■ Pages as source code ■
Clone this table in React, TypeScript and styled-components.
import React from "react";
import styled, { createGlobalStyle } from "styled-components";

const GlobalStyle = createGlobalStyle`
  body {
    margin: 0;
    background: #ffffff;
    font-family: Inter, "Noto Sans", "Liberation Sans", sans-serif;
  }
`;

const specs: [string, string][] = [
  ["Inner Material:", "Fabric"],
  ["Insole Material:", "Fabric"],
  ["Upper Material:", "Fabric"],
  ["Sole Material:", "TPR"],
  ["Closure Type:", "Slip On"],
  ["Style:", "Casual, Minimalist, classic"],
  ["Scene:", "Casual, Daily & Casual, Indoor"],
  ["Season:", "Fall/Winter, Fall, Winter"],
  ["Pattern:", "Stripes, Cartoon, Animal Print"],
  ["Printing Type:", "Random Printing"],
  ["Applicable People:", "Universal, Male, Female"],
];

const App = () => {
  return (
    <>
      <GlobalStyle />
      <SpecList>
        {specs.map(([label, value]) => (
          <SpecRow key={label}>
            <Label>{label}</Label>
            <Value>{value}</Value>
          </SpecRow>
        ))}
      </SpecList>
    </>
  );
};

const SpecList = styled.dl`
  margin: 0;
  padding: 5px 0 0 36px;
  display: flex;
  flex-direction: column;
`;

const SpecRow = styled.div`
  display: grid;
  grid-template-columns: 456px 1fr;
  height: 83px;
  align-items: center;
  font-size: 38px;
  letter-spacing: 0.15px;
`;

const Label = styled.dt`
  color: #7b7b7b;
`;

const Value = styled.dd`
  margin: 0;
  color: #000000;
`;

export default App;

--

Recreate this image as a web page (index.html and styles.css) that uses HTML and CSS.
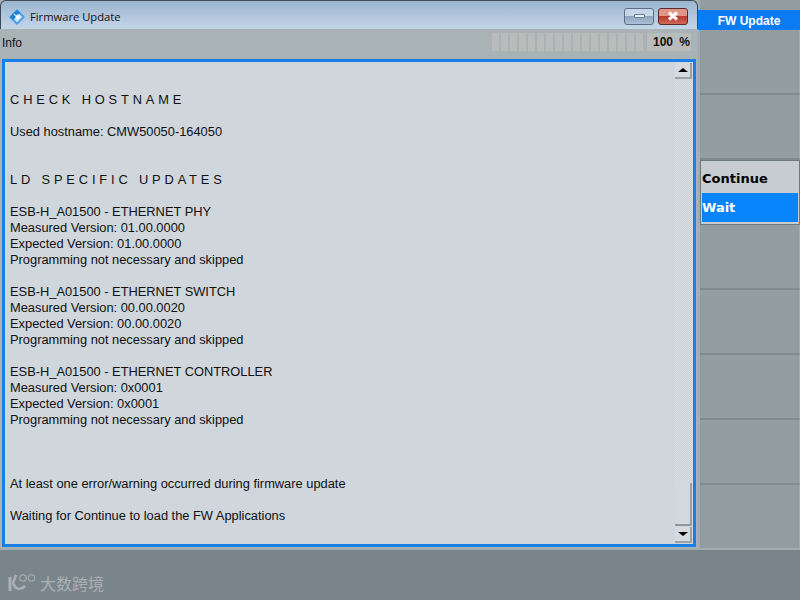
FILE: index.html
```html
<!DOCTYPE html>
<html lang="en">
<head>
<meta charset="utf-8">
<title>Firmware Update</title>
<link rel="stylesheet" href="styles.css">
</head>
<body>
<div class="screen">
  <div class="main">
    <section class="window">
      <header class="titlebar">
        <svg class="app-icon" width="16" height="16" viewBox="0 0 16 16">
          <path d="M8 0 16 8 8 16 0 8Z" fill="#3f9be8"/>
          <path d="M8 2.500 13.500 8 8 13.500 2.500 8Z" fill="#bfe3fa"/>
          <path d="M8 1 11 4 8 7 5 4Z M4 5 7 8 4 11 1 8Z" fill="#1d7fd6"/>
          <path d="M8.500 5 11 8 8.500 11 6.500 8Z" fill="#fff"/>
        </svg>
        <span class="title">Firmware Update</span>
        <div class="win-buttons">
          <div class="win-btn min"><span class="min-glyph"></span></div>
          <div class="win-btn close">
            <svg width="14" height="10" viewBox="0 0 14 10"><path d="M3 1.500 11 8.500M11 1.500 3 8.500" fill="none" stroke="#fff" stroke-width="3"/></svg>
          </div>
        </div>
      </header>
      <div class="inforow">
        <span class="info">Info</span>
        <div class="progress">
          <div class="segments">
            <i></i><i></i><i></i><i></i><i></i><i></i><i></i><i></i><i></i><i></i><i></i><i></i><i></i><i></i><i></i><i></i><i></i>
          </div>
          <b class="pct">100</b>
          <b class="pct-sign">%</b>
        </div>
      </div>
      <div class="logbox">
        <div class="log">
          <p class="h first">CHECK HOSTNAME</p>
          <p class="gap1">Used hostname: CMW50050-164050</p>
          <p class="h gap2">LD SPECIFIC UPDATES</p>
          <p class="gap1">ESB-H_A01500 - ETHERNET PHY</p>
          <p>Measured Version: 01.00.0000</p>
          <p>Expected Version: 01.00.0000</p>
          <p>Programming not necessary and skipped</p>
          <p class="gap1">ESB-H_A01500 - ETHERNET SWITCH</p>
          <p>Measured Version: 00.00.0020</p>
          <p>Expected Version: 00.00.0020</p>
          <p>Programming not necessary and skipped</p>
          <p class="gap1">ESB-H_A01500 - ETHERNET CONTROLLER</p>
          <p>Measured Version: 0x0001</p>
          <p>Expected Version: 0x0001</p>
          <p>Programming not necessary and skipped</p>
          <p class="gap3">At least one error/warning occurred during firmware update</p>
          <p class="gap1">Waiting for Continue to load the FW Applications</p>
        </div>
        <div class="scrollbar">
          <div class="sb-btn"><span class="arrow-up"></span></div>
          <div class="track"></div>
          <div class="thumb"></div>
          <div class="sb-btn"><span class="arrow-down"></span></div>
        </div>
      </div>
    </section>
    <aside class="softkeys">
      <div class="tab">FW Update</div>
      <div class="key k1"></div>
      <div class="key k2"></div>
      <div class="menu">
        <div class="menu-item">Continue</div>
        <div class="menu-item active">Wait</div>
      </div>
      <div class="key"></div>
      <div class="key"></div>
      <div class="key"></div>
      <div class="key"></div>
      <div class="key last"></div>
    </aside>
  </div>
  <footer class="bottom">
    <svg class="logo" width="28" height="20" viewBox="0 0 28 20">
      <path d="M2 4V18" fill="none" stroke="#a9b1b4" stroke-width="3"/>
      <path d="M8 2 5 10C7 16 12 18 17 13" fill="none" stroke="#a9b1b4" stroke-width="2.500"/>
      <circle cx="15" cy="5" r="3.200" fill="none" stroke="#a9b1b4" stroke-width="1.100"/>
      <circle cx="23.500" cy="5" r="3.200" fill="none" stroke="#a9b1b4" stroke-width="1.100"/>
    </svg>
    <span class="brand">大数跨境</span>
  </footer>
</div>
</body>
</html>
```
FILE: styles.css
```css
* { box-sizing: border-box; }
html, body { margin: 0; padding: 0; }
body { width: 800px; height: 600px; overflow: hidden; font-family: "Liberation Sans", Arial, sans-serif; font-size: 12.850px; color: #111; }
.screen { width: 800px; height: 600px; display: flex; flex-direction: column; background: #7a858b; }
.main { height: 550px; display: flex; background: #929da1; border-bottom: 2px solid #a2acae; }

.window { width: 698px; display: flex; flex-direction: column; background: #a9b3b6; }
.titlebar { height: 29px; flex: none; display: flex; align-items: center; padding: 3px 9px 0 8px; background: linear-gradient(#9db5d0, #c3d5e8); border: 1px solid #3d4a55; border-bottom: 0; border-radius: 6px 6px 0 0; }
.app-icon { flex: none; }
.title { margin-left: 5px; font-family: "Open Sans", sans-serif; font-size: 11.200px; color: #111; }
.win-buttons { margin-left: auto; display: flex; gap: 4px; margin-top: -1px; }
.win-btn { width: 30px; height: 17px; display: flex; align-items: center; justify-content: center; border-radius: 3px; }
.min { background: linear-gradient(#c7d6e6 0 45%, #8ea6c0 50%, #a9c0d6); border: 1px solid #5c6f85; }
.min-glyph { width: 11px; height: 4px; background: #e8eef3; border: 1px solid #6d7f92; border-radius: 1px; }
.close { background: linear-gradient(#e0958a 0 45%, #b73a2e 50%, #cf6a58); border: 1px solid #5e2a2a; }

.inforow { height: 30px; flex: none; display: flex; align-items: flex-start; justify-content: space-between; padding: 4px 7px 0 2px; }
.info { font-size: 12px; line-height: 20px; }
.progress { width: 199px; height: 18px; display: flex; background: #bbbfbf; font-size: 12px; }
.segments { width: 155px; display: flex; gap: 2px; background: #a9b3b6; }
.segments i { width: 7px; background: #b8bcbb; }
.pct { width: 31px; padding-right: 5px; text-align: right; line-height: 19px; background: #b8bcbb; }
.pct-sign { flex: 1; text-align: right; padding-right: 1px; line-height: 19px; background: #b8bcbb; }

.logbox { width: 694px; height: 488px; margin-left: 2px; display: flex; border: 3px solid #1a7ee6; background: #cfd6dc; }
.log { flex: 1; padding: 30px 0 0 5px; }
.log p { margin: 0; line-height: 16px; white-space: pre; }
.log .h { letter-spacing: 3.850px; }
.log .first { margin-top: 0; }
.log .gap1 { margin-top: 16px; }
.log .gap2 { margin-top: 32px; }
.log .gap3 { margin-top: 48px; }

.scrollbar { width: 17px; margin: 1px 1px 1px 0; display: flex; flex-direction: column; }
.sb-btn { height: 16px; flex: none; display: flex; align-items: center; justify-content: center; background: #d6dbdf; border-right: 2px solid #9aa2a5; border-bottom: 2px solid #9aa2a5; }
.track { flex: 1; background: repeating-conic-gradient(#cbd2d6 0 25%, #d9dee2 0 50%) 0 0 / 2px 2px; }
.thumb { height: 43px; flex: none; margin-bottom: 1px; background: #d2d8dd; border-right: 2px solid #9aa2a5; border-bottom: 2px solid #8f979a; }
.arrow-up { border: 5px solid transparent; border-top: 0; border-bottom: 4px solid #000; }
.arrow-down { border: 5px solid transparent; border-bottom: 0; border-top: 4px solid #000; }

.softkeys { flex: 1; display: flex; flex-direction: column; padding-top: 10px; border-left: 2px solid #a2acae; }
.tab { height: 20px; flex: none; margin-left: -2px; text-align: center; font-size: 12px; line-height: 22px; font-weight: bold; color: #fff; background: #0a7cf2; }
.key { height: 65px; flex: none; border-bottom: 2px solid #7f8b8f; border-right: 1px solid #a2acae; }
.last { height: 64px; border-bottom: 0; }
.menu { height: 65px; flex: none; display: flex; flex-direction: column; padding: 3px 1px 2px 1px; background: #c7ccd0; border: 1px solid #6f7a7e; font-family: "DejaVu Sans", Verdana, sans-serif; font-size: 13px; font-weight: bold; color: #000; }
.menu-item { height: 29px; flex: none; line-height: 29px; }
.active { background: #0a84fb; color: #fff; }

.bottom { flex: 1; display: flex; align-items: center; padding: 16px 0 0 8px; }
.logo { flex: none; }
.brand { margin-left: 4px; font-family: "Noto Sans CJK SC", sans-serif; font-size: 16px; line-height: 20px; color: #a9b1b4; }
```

--

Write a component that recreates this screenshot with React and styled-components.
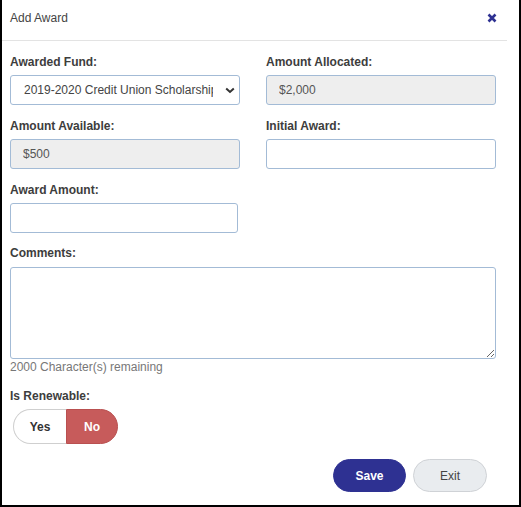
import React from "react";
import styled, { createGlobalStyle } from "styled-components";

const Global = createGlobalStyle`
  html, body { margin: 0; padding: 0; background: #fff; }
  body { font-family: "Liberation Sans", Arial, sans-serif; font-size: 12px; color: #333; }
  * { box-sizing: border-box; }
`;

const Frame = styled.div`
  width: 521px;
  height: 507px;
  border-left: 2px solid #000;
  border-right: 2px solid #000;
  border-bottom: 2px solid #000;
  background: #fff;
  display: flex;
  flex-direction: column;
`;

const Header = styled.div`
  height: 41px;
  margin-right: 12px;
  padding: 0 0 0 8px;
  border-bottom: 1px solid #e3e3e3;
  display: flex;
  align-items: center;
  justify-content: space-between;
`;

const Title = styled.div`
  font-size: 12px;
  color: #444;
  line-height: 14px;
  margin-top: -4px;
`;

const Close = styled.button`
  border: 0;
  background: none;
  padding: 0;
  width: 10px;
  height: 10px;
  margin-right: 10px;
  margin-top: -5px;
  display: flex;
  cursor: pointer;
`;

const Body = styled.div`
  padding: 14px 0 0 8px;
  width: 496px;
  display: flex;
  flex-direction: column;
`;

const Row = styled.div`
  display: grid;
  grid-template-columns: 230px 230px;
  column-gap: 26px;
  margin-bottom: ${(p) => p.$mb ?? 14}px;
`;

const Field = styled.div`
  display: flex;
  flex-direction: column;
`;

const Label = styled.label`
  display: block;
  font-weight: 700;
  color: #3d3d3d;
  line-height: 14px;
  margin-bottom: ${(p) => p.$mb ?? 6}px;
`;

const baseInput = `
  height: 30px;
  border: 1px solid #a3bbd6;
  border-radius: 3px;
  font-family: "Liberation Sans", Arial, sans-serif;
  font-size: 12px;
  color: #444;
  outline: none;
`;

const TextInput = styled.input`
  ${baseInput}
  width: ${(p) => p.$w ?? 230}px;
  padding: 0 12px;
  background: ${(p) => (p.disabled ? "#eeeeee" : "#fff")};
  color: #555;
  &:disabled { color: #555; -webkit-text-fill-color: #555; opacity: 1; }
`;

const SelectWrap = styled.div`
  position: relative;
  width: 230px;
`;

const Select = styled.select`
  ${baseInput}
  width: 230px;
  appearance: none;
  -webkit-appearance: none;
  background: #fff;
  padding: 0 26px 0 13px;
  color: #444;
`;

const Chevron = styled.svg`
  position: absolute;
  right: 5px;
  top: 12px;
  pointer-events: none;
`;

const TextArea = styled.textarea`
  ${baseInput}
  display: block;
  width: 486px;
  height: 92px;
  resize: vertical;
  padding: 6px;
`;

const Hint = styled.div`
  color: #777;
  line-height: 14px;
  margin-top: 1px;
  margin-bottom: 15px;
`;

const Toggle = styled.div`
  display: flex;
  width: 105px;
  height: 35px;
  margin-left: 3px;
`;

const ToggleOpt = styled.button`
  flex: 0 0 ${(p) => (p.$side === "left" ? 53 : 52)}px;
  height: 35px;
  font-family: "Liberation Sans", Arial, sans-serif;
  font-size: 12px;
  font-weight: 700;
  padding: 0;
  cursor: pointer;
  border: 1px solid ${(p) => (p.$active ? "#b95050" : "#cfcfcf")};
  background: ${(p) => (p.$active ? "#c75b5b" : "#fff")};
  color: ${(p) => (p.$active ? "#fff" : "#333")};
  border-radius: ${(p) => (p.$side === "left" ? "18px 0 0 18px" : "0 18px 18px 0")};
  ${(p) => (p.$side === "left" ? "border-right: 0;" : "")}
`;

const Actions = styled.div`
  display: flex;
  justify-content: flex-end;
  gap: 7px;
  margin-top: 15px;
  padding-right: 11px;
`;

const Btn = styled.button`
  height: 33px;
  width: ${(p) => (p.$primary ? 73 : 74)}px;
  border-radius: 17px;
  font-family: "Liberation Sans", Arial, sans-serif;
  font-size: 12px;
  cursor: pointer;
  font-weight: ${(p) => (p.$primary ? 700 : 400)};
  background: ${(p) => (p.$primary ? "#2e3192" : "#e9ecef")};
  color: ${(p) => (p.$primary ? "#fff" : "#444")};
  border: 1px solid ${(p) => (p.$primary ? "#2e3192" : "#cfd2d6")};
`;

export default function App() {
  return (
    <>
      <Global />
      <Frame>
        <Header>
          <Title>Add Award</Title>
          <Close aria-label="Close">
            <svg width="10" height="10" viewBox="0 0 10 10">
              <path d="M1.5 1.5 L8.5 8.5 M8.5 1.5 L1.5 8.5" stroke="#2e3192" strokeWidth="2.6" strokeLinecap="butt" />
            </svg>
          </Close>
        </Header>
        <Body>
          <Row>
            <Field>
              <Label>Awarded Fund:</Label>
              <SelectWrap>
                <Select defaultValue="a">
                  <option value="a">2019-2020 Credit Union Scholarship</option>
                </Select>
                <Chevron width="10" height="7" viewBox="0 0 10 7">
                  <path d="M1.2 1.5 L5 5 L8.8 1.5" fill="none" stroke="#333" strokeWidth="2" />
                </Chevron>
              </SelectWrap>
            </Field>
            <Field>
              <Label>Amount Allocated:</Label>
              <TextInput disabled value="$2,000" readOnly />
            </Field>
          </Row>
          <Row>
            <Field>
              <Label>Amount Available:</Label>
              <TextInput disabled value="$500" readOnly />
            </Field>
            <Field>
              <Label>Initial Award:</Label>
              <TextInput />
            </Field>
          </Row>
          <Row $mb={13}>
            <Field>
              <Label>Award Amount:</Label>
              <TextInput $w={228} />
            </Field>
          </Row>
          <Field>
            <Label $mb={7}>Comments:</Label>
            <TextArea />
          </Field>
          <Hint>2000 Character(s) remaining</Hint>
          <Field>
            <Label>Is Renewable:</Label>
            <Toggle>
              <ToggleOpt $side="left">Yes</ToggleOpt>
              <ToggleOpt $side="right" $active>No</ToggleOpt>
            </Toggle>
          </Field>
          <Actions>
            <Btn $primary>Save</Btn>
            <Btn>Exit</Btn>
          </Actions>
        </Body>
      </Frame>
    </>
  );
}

■ PROBLEM TO SOLVE ■
Within the data above, pick out all lines holding the word "index".

■ REPLY TO THE TASK ■
Recreate this image as a web page (index.html and styles.css) that uses HTML and CSS.
FILE: index.html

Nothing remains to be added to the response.